Visitors watching a printmaking demonstration

About the University Galleries


University Galleries are the University of San Diego’s primary exhibition venues.  They include the Hoehn Family Galleries, the David W. May Gallery, the Fine Art Galleries, and the Humanities Center Gallery. These spaces offer a wide variety of exhibition and educational programs during the academic year for both on- and off-campus audiences. In addition, University Galleries manages two collections, one dedicated to print culture and printmaking, and the other a collection of Native American art and material culture.

Robert and Karen Hoehn Family Galleries and the University Print Collection

The Hoehn Family Galleries are dedicated to the display of prints and the graphic arts. They are located in Founders Hall in Rooms 101 and 151. The Hoehn Print Study Room, located in Founders Hall 102, is the repository for the University’s substantial print collection and print research library.

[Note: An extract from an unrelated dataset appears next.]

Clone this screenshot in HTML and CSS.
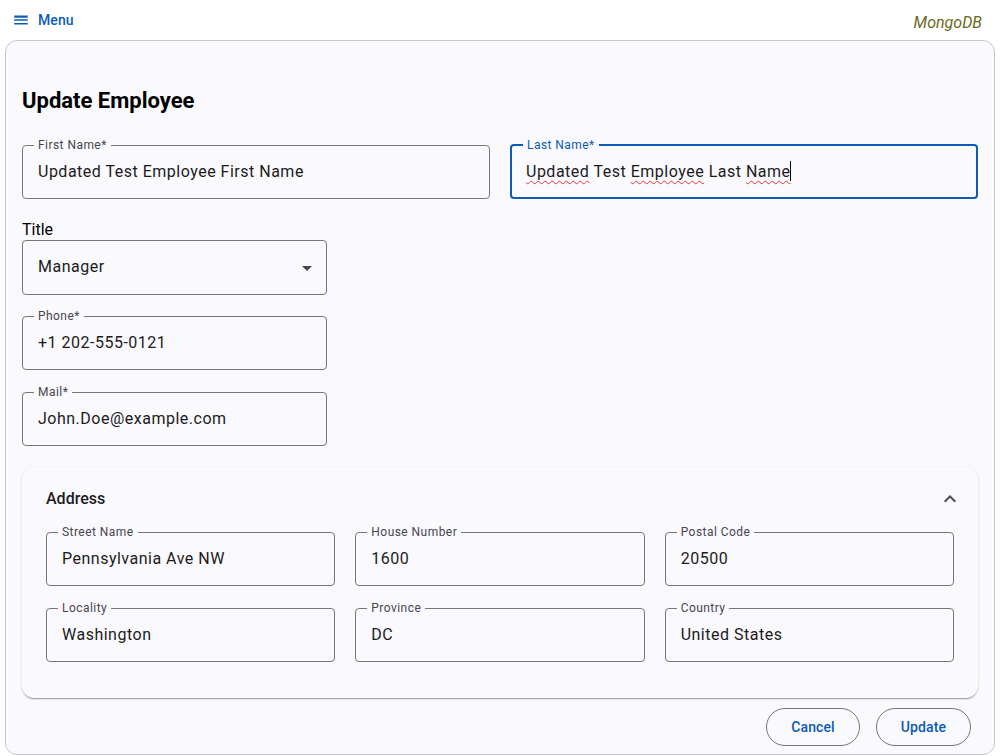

David W. May American Indian Gallery and Collection

The David W. May Gallery, located in Serra Hall, is the display space for the May Collection, the university’s collection of American Indian art and all related exhibition programming. The May Collection was the generous gift of the family of David W. May, a former USD student, and is available to all students and the campus community for study and research.

Fine Art Galleries and Photography Collection

Located in the Kroc Institute for Peace and Justice, the Fine Art Galleries are dedicated to the display of photography and to exhibition programming that examines issues related to peace and social justice. The university is also home to a small, but growing, collection of photography focused on these themes.

Humanities Center Gallery

An elegant, small exhibition space nested within the Humanities Center was launched in the fall of 2016. Programming in this space aims to reflect the diverse and innovative practices of the new Center, including (but not limited to) digital humanities, interdisciplinary research, and engagement with the public humanities.